The one brief occasion when China sought to impose itself on the maritime zone to the south was in the early 15th century. The voyages of Zheng He’s heavily militarized fleets around the South China Sea and Indian Ocean achieved “awe” but little else.

The West mostly swallows Beijing’s untrue claim that Zheng He was a peace-loving envoy, but almost none remember that China’s only attempt to enforce its claimed suzerainty over island Southeast Asia ended with the humiliation of Kublai Khan’s forces in Java in 1293.

Not all about China

The relative decline of the United States doesn’t mean China replaces it. It means that China faces not the ring of states lined up in a faltering American attempt to stem Chinese influence — the current Chinese theory of encirclement — but the independent states of varying degrees of power.

These may not love each other, but they have no interest in being any more subservient to China than did their predecessors.

This lack of understanding of history may explain how, at the urging of a foreign ministry stuffed with China experts, the UK humiliated itself with the extraordinary political and economic kowtow to Xi Jinping, just witnessed in London. That drew derision even in Berlin and Paris.

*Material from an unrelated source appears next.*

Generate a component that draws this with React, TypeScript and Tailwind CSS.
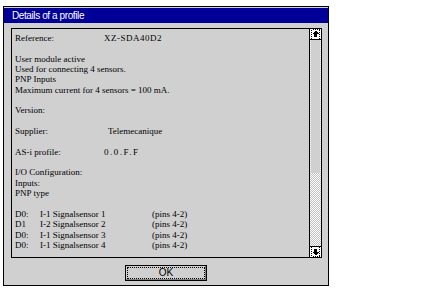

Joko Widodo matters to the United States not just because Indonesia has economic, let alone military power, but also because it has long rewarded investors more generously than China.

The United States needs to treat the unassuming Joko with the attention due to his country.

It is vital to US interests in Asia, not to mention the wider issues of sustaining pluralism and tolerance in a mostly Muslim nation. Indonesia has many reasons to distrust China and is afflicted neither by a rapidly aging population, nor unnatural gender imbalances, nor an excessive birth rate.

If the United States wishes to remain a global power, it must work a lot harder at relations with the world’s fourth most populous nation — and one that shares far more with it than does Leninist/Confucian/racist/expansionist China.

Philip Bowring is an Asia-based journalist, formerly the editor of the Far Eastern Economic Review and columnist for the International Herald Tribune.